Updated

It's only been four years since Spotify arrived in the United States, and after 25 billion hours of music streaming, it's ready to vastly expand its content offerings. Today, the streaming music service announced the rollout of a "new platform" which includes personalized playlists, podcasts, exclusive video content, and contextual music recommendations.

Central to the reimagined Spotify are improved playlists. They're more contextual now, sensitive to time of day and surroundings. The goal is to offer you music that fits the activity in which you're partaking at any given moment -- calming classical while driving, for instance, or sing-along tunes in the shower.

But they'll serve up more than music. Spotify announced a bevy of content partners, including ABC, Adult Swim, NBC, BBC, ESPN, TED, MTV, Maker, Slate, Fusion, and E!, that'll contribute video content to playlists. A so-called "video capsule" from content partners Comedy Central Vice, and The Nerdist will deliver exclusive content -- The Nerdist's material will debut on Spotify three hours before anywhere else, for one.

Related: Spotify looks to take it to the next level with streaming video

Separately, the company's diversifying its audio library with podcasts from a range of (yet unspecified) partners. And Spotify's attempting to appeal to the fitness crowd with Spotify Running, a new music matching feature that recommends singles based on your listening history and, even wilder, the tempo of your steps as measured by your phone's accelerometer. Spotify CEO Daniel Ek also promised exclusive content -- Running Originals -- made for Spotify.

Spotify's also doubling down on its effort to be in more places. It announced a partnership that'll see Spotify Running integrated into the Nike+ app, and RunKeeper support is due "later this year." That's in addition to the company's agreement with Uber and recently announced deal with Starbucks.
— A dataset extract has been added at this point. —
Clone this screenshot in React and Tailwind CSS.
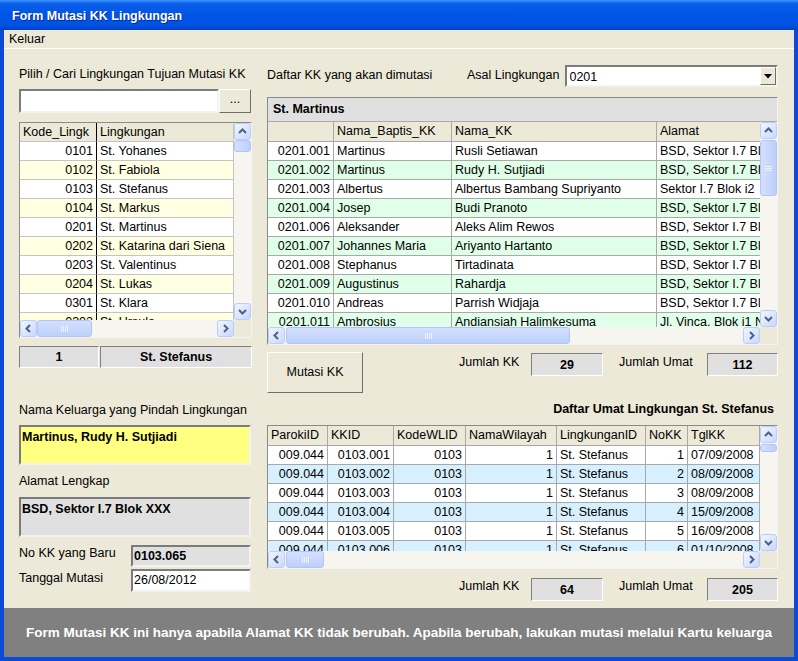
import React from "react";

const leftRows = [
  ["0101", "St. Yohanes"],
  ["0102", "St. Fabiola"],
  ["0103", "St. Stefanus"],
  ["0104", "St. Markus"],
  ["0201", "St. Martinus"],
  ["0202", "St. Katarina dari Siena"],
  ["0203", "St. Valentinus"],
  ["0204", "St. Lukas"],
  ["0301", "St. Klara"],
  ["0302", "St. Ursula"],
];

const kkRows = [
  ["0201.001", "Martinus", "Rusli Setiawan", "BSD, Sektor I.7 Blok XXX"],
  ["0201.002", "Martinus", "Rudy H. Sutjiadi", "BSD, Sektor I.7 Blok XXX"],
  ["0201.003", "Albertus", "Albertus Bambang Supriyanto", "Sektor I.7 Blok i2"],
  ["0201.004", "Josep", "Budi Pranoto", "BSD, Sektor I.7 Blok XXX"],
  ["0201.006", "Aleksander", "Aleks Alim Rewos", "BSD, Sektor I.7 Blok XXX"],
  ["0201.007", "Johannes Maria", "Ariyanto Hartanto", "BSD, Sektor I.7 Blok XXX"],
  ["0201.008", "Stephanus", "Tirtadinata", "BSD, Sektor I.7 Blok XXX"],
  ["0201.009", "Augustinus", "Rahardja", "BSD, Sektor I.7 Blok XXX"],
  ["0201.010", "Andreas", "Parrish Widjaja", "BSD, Sektor I.7 Blok XXX"],
  ["0201.011", "Ambrosius", "Andiansiah Halimkesuma", "Jl. Vinca. Blok i1 No"],
];

const umatRows = [
  ["009.044", "0103.001", "0103", "1", "St. Stefanus", "1", "07/09/2008"],
  ["009.044", "0103.002", "0103", "1", "St. Stefanus", "2", "08/09/2008"],
  ["009.044", "0103.003", "0103", "1", "St. Stefanus", "3", "08/09/2008"],
  ["009.044", "0103.004", "0103", "1", "St. Stefanus", "4", "15/09/2008"],
  ["009.044", "0103.005", "0103", "1", "St. Stefanus", "5", "16/09/2008"],
  ["009.044", "0103.006", "0103", "1", "St. Stefanus", "6", "01/10/2008"],
];

const leftCols = [
  { title: "Kode_Lingk", w: "w-[77px]", align: "text-right", sep: "border-r-black" },
  { title: "Lingkungan", w: "w-[137px]", align: "text-left", sep: "border-r-[#c4c4c4]" },
];

const kkCols = [
  { title: "", w: "w-[66px]", align: "text-right", sep: "border-r-[#a9a9a9]" },
  { title: "Nama_Baptis_KK", w: "w-[118px]", align: "text-left", sep: "border-r-[#a9a9a9]" },
  { title: "Nama_KK", w: "w-[205px]", align: "text-left", sep: "border-r-[#a9a9a9]" },
  { title: "Alamat", w: "w-[160px]", align: "text-left", sep: "border-r-[#a9a9a9]" },
];

const umatCols = [
  { title: "ParokiID", w: "w-[60px]", align: "text-right", sep: "border-r-[#a9a9a9]" },
  { title: "KKID", w: "w-[66px]", align: "text-right", sep: "border-r-[#a9a9a9]" },
  { title: "KodeWLID", w: "w-[72px]", align: "text-right", sep: "border-r-[#a9a9a9]" },
  { title: "NamaWilayah", w: "w-[91px]", align: "text-right", sep: "border-r-[#a9a9a9]" },
  { title: "LingkunganID", w: "w-[89px]", align: "text-left", sep: "border-r-[#a9a9a9]" },
  { title: "NoKK", w: "w-[42px]", align: "text-right", sep: "border-r-[#a9a9a9]" },
  { title: "TglKK", w: "w-[72px]", align: "text-left", sep: "border-r-[#a9a9a9]" },
];

const Arrow = ({ dir }) => {
  const pts = {
    up: "4,9 7.5,5.5 11,9",
    down: "4,6 7.5,9.5 11,6",
    left: "9,4 5.5,7.5 9,11",
    right: "6,4 9.5,7.5 6,11",
  }[dir];
  return (
    <svg width="15" height="15" viewBox="0 0 15 15">
      <polyline points={pts} fill="none" stroke="#4d6185" strokeWidth="2" />
    </svg>
  );
};

const ScrollBtn = ({ dir }) => (
  <div className="flex h-[17px] w-[17px] shrink-0 items-center justify-center rounded-[3px] border border-[#bccdf9] bg-[linear-gradient(135deg,#f2f6ff_0%,#c8d7fc_100%)]">
    <Arrow dir={dir} />
  </div>
);

const VScroll = ({ gap, size, grip }) => (
  <div className="flex w-[17px] shrink-0 flex-col bg-[#f6f5f0]">
    <ScrollBtn dir="up" />
    <div className="flex min-h-0 flex-1 flex-col">
      <div className={gap} />
      <div className={"flex shrink-0 flex-col items-center justify-center gap-[1px] rounded-[3px] border border-[#b2c5f6] bg-[linear-gradient(90deg,#d4e0fe,#bdcffa)] " + size}>
        {grip && (
          <>
            <div className="h-px w-[7px] bg-[#eef3ff]" />
            <div className="h-px w-[7px] bg-[#eef3ff]" />
            <div className="h-px w-[7px] bg-[#eef3ff]" />
          </>
        )}
      </div>
    </div>
    <ScrollBtn dir="down" />
  </div>
);

const HScroll = ({ gap, size }) => (
  <div className="flex h-[17px] min-w-0 flex-1 bg-[#f6f5f0]">
    <ScrollBtn dir="left" />
    <div className="flex min-w-0 flex-1">
      <div className={gap} />
      <div className={"flex shrink-0 items-center justify-center gap-[1px] rounded-[3px] border border-[#b2c5f6] bg-[linear-gradient(180deg,#d4e0fe,#bdcffa)] " + size}>
        <div className="h-[6px] w-px bg-[#eef3ff]" />
        <div className="h-[6px] w-px bg-[#eef3ff]" />
        <div className="h-[6px] w-px bg-[#eef3ff]" />
        <div className="h-[6px] w-px bg-[#eef3ff]" />
      </div>
    </div>
    <ScrollBtn dir="right" />
  </div>
);

function Grid({ caption, cols, rows, bgs, line, header, v, h, className }) {
  return (
    <div className={"flex flex-col border border-t-[#8a8a8a] border-l-[#8a8a8a] border-b-[#f4f4f4] border-r-[#f4f4f4] bg-white " + className}>
      {caption}
      <div className="flex min-h-0 flex-1">
        <div className="flex min-w-0 flex-1 flex-col overflow-hidden">
          <div className="flex shrink-0">
            {cols.map((c, i) => (
              <div key={i} className={`${c.w} ${header} ${c.sep} shrink-0 overflow-hidden whitespace-nowrap border-r border-b bg-[#ece9d8] px-[3px]`}>
                {c.title}
              </div>
            ))}
          </div>
          <div className="min-h-0 flex-1 overflow-hidden">
            {rows.map((r, ri) => (
              <div key={ri} className={`flex h-[19px] ${bgs[ri % 2]}`}>
                {r.map((val, ci) => (
                  <div key={ci} className={`${cols[ci].w} ${cols[ci].align} ${cols[ci].sep} ${line} shrink-0 overflow-hidden whitespace-nowrap border-r border-b px-[3px] leading-[18px]`}>
                    {val}
                  </div>
                ))}
              </div>
            ))}
          </div>
        </div>
        <VScroll {...v} />
      </div>
      <div className="flex shrink-0">
        <HScroll {...h} />
        <div className="w-[17px] shrink-0 bg-[#ece9d8]" />
      </div>
    </div>
  );
}

const sunken = "border border-t-[#808080] border-l-[#808080] border-b-white border-r-white";
const sunken2 = "border-2 border-t-[#7b7b7b] border-l-[#7b7b7b] border-b-[#f2f2f2] border-r-[#f2f2f2]";
const raised = "border border-t-white border-l-white border-b-[#716f64] border-r-[#716f64]";

const CountBox = ({ value, className }) => (
  <div className={`${sunken} h-[23px] bg-[#e0e0e0] text-center font-bold leading-[22px] ${className}`}>{value}</div>
);

export default function App() {
  return (
    <div className="flex h-[661px] w-[798px] flex-col bg-[#ece9d8] font-['Liberation_Sans',Arial,sans-serif] text-[12.5px] text-black">
      {/* title bar */}
      <div className="flex h-[30px] shrink-0 items-center bg-[linear-gradient(180deg,#3d95ff_0%,#0a5ee9_12%,#0055e5_50%,#0152e3_85%,#003fc0_100%)] pl-[12px] pt-[2px] text-[12.5px] font-bold text-white [text-shadow:1px_1px_0_#0a2a90]">
        Form Mutasi KK Lingkungan
      </div>

      <div className="flex min-h-0 flex-1 flex-col border-x-[4px] border-b-[4px] border-x-[#0c4ad8] border-b-[#0c4ad8]">
        {/* menu */}
        <div className="flex h-[19px] shrink-0 items-center border-b border-b-white pl-[5px] leading-[18px]">Keluar</div>

        {/* content */}
        <div className="flex min-h-0 flex-1 gap-[15px] pl-[15px] pr-[16px]">
          {/* left column */}
          <div className="flex w-[233px] shrink-0 flex-col">
            <div className="mt-[17px] leading-[16px]">Pilih / Cari Lingkungan Tujuan Mutasi KK</div>
            <div className="mt-[7px] flex h-[24px]">
              <div className={`${sunken2} w-[200px] bg-white`} />
              <div className={`${raised} flex w-[32px] items-center justify-center bg-[#ece9d8] pb-[4px]`}>...</div>
            </div>
            <Grid
              className="mt-[9px] h-[216px]"
              cols={leftCols}
              rows={leftRows}
              bgs={["bg-white", "bg-[#ffffe1]"]}
              line="border-b-[#c4c4c4]"
              header="h-[19px] leading-[18px] border-b-[#c4c4c4]"
              v={{ gap: "h-0", size: "h-[12px]", grip: false }}
              h={{ gap: "w-0", size: "w-[55px]" }}
            />
            <div className="mt-[8px] flex h-[22px] gap-[1px]">
              <div className={`${sunken} w-[80px] bg-[#e0e0e0] text-center font-bold leading-[20px]`}>1</div>
              <div className={`${sunken} flex-1 bg-[#e0e0e0] text-center font-bold leading-[20px]`}>St. Stefanus</div>
            </div>
            <div className="mt-[34px] leading-[16px]">Nama Keluarga yang Pindah Lingkungan</div>
            <div className={`${sunken2} mt-[7px] h-[40px] w-[232px] bg-[#ffff80] pl-[1px] pt-[2px] font-bold leading-[16px]`}>
              Martinus, Rudy H. Sutjiadi
            </div>
            <div className="mt-[8px] leading-[16px]">Alamat Lengkap</div>
            <div className={`${sunken2} mt-[8px] h-[40px] w-[232px] bg-[#e0e0e0] pl-[1px] pt-[2px] font-bold leading-[16px]`}>
              BSD, Sektor I.7 Blok XXX
            </div>
            <div className="mt-[8px] flex h-[22px] items-start">
              <div className="w-[112px] leading-[16px]">No KK yang Baru</div>
              <div className={`${sunken2} h-[22px] w-[120px] bg-[#e0e0e0] pl-px font-bold leading-[18px]`}>0103.065</div>
            </div>
            <div className="mt-[2px] flex h-[23px] items-start">
              <div className="w-[112px] pt-px leading-[16px]">Tanggal Mutasi</div>
              <div className={`${sunken2} h-[23px] w-[120px] bg-white pl-px leading-[19px]`}>26/08/2012</div>
            </div>
          </div>

          {/* right column */}
          <div className="flex w-[511px] shrink-0 flex-col">
            <div className="mt-[16px] flex h-[22px] items-center">
              <div className="w-[200px] pb-[3px] leading-[16px]">Daftar KK yang akan dimutasi</div>
              <div className="pb-[3px] leading-[16px]">Asal Lingkungan</div>
              <div className={`${sunken2} ml-[6px] flex h-[22px] flex-1 items-center bg-white`}>
                <div className="flex-1 pl-[2px] pt-[2px] leading-[16px]">0201</div>
                <div className={`${raised} flex h-[18px] w-[16px] items-center justify-center bg-[#ece9d8]`}>
                  <svg width="8" height="5" viewBox="0 0 8 5">
                    <polygon points="0,0 8,0 4,4.5" fill="#000" />
                  </svg>
                </div>
              </div>
            </div>
            <Grid
              className="mt-[10px] h-[248px]"
              caption={
                <div className="h-[24px] shrink-0 border-b border-b-[#a9a9a9] bg-[#e0e0e0] pl-[5px] font-bold leading-[23px]">St. Martinus</div>
              }
              cols={kkCols}
              rows={kkRows}
              bgs={["bg-white", "bg-[#e0ffe8]"]}
              line="border-b-[#a9a9a9]"
              header="h-[20px] leading-[19px] border-b-[#a9a9a9]"
              v={{ gap: "h-px", size: "h-[56px]", grip: true }}
              h={{ gap: "w-px", size: "w-[284px]" }}
            />
            <div className="mt-[7px] flex h-[41px] items-start">
              <div className={`${raised} flex h-[41px] w-[96px] items-center justify-center bg-[#ece9d8]`}>Mutasi KK</div>
              <div className="ml-auto flex items-start pt-px">
                <div className="w-[72px] leading-[18px]">Jumlah KK</div>
                <CountBox value="29" className="w-[72px]" />
                <div className="ml-[16px] w-[88px] leading-[18px]">Jumlah Umat</div>
                <CountBox value="112" className="w-[71px]" />
              </div>
            </div>
            <div className="mt-[8px] pr-[4px] text-right font-bold leading-[16px]">Daftar Umat Lingkungan St. Stefanus</div>
            <Grid
              className="mt-[8px] h-[144px]"
              cols={umatCols}
              rows={umatRows}
              bgs={["bg-white", "bg-[#d7f0ff]"]}
              line="border-b-[#a9a9a9]"
              header="h-[20px] leading-[19px] border-b-[#a9a9a9]"
              v={{ gap: "h-px", size: "h-[8px]", grip: false }}
              h={{ gap: "w-px", size: "w-[38px]" }}
            />
            <div className="mt-[9px] flex items-start justify-end">
              <div className="w-[72px] leading-[16px]">Jumlah KK</div>
              <CountBox value="64" className="w-[72px]" />
              <div className="ml-[16px] w-[88px] leading-[16px]">Jumlah Umat</div>
              <CountBox value="205" className="w-[71px]" />
            </div>
          </div>
        </div>

        {/* status */}
        <div className="flex h-[49px] shrink-0 items-center justify-center bg-[#808080] pt-px text-[13.5px] font-bold text-white">
          Form Mutasi KK ini hanya apabila Alamat KK tidak berubah. Apabila berubah, lakukan mutasi melalui Kartu keluarga
        </div>
      </div>
    </div>
  );
}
The moves are likely in anticipation of Apple's upcoming revamped music streaming service. Spotify's not limiting the fight to new features and partnerships -- it recently began offering three months of paid service for a dollar. That strategy's done well for the company, which says it now accounts for 54 percent of the global dollars of a streaming industry that made $1.87 billion last year.

Related: Spotify vs. Tidal: can a star-studded newcomer upend the current 

It's an industry that's fiercely competitive. At a tech industry conference last week, Spotify Co-founder and Chairman Martin Lorentzon addressed his Tidal competitors by remarking "I've got 99 problems, and Jay Z is not the one I'm thinking about." That may or may not have inspired Jay Z to include Spotify's near- $9 billion valuation in his scathing freestyle diatribe about the streaming music industry over the weekend.

The new Spotify is available today in the U.S., U.K. Germany and Sweden, and will roll out to move territories later.